Capa do livro Garota, Mulher, Outras. A capa do livro apresenta um desenho de uma mulher negra que veste uma roupa preta e cinza estampada com flores e plantas. A mulher possui olhos pretos e cabelos pretos curtos, e usa ainda um brinco de pérola. O título do livro está no canto inferior direito em branco, e o nome da autora, Bernardine Evaristo, está na cor verde água. O cenário atrás da mulher é uma parede verde com estampa de folhas, e uma moldura de quadro. O selo da editora, Companhia das Letras, está em escritos brancos no canto superior esquerdo.

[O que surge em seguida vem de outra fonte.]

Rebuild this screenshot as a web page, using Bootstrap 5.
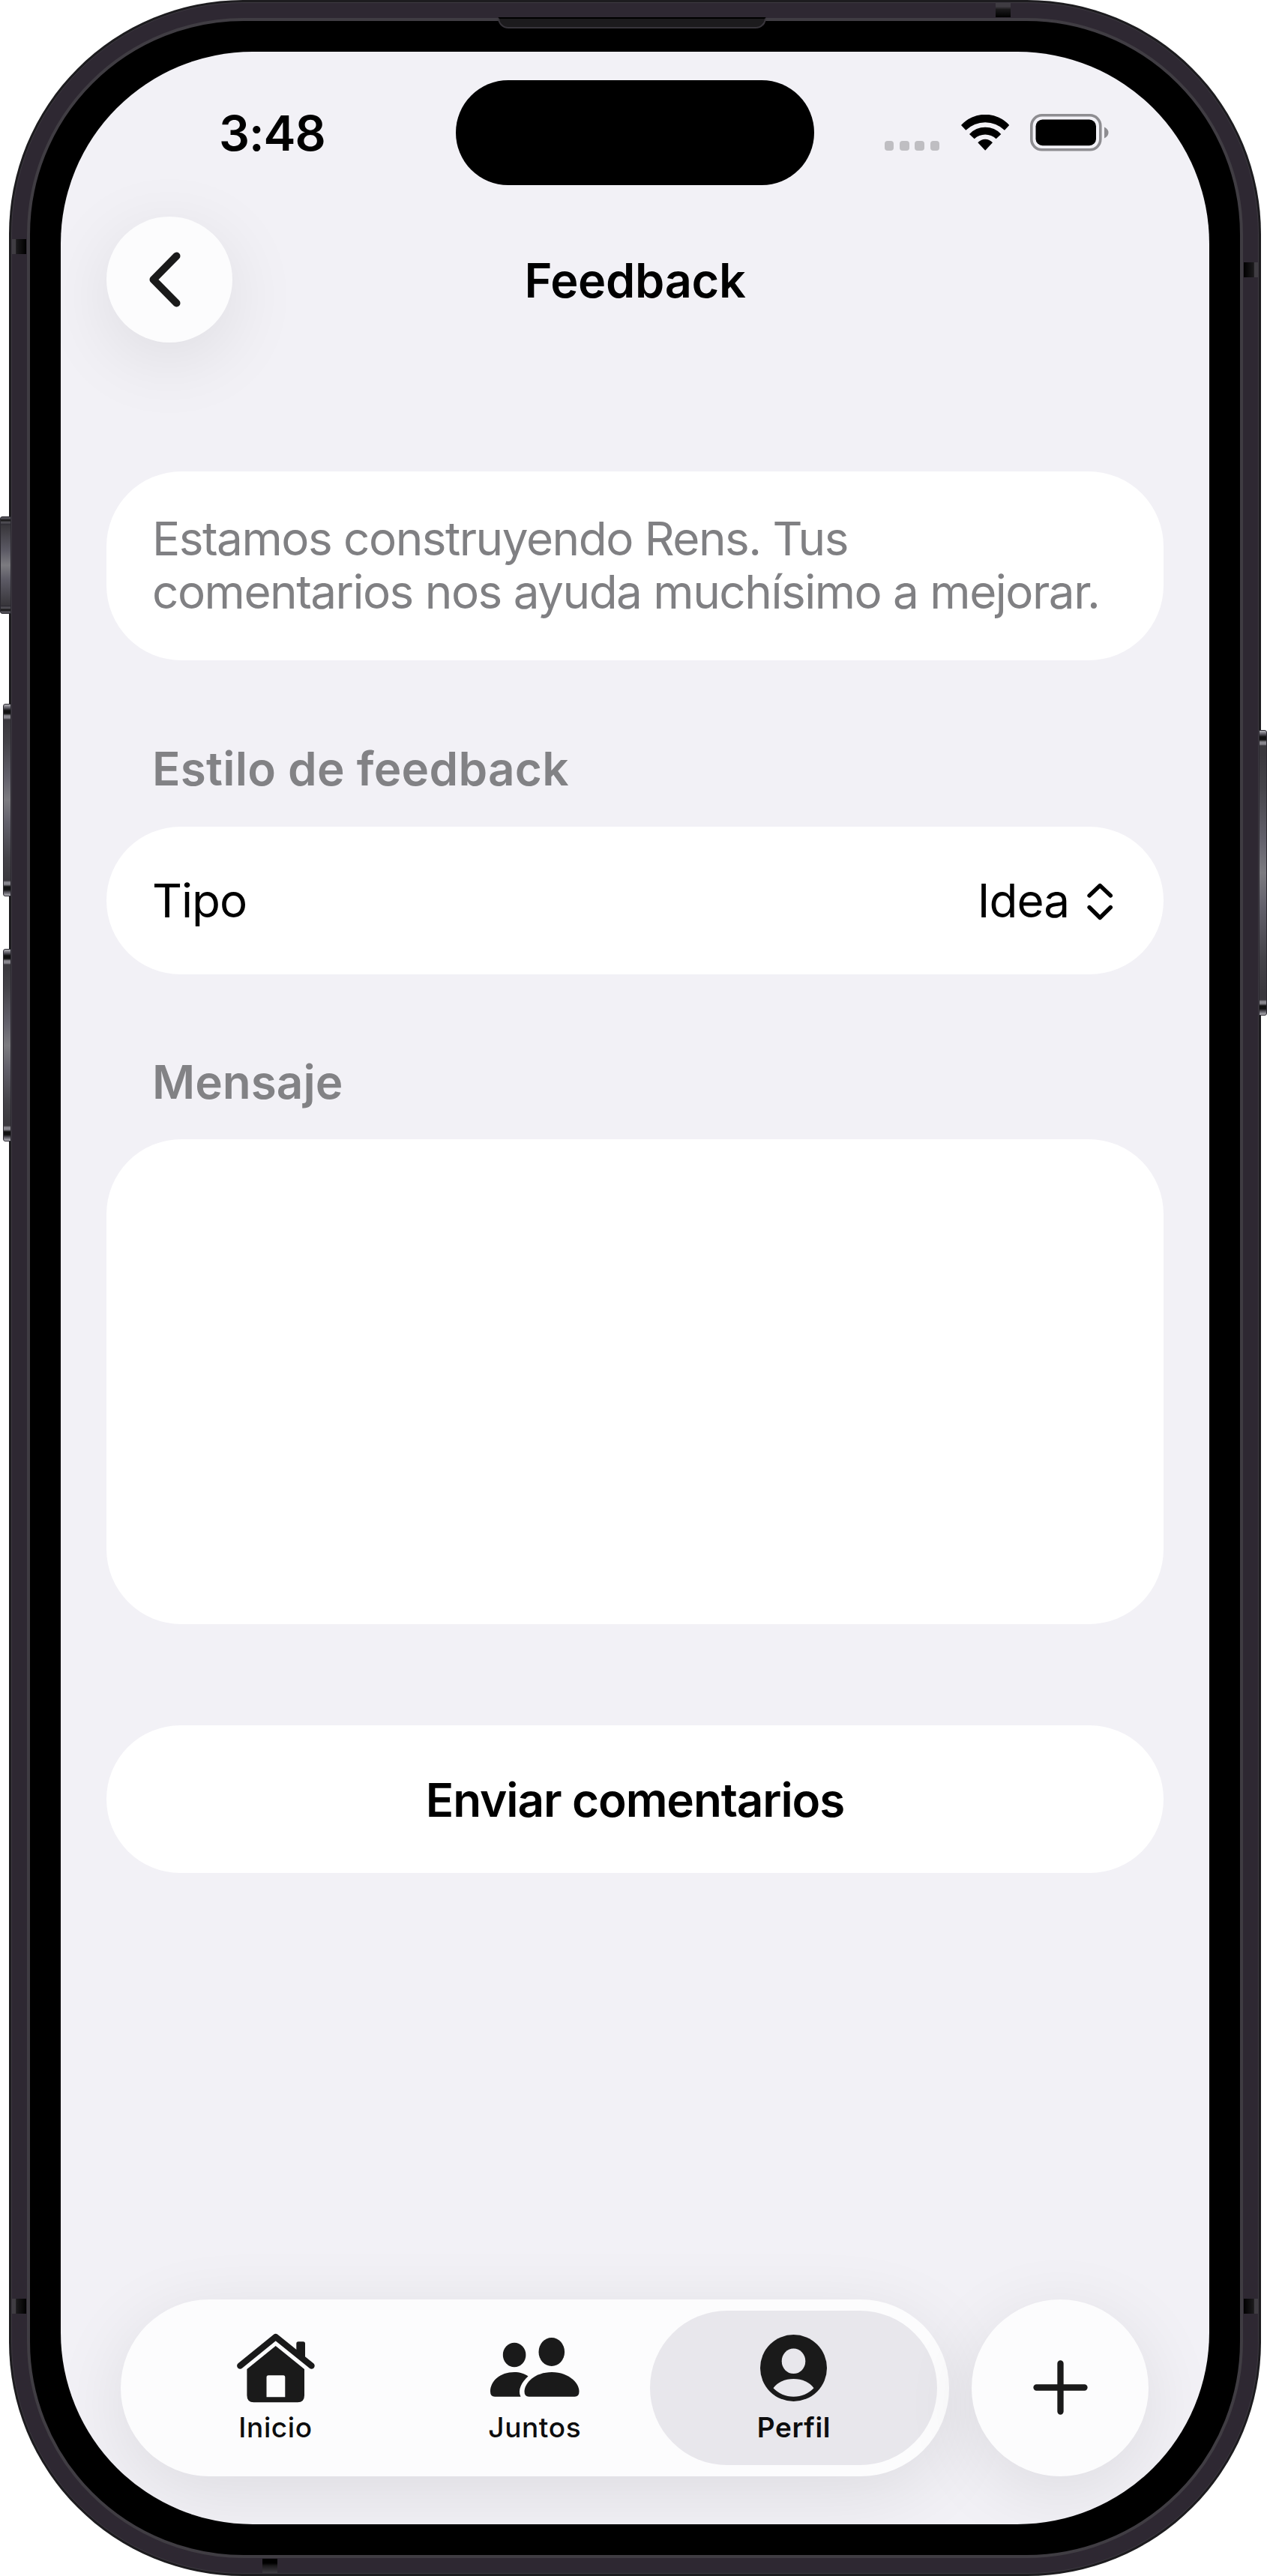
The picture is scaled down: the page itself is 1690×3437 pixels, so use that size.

Garota, Mulher, Outras foi trazido ao Brasil pela Companhia das Letras com a cuidadosa tradução de Camila Von Holdefer (Foto: Reprodução)

Isabella Siqueira

A partir de uma narrativa quase poética e única, Garota, Mulher, Outras já pode (e deve) ser considerado um clássico da literatura britânica. Sua autora, Bernardine Evaristo, traça com cuidado as histórias de 12 protagonistas diferentes, que são ligadas por um fio condutor que compreende todo o século XX no Reino Unido. Indo além da riqueza de referências culturais, políticas e sociais que a obra apresenta, é no âmbito sentimental que a trama floresce.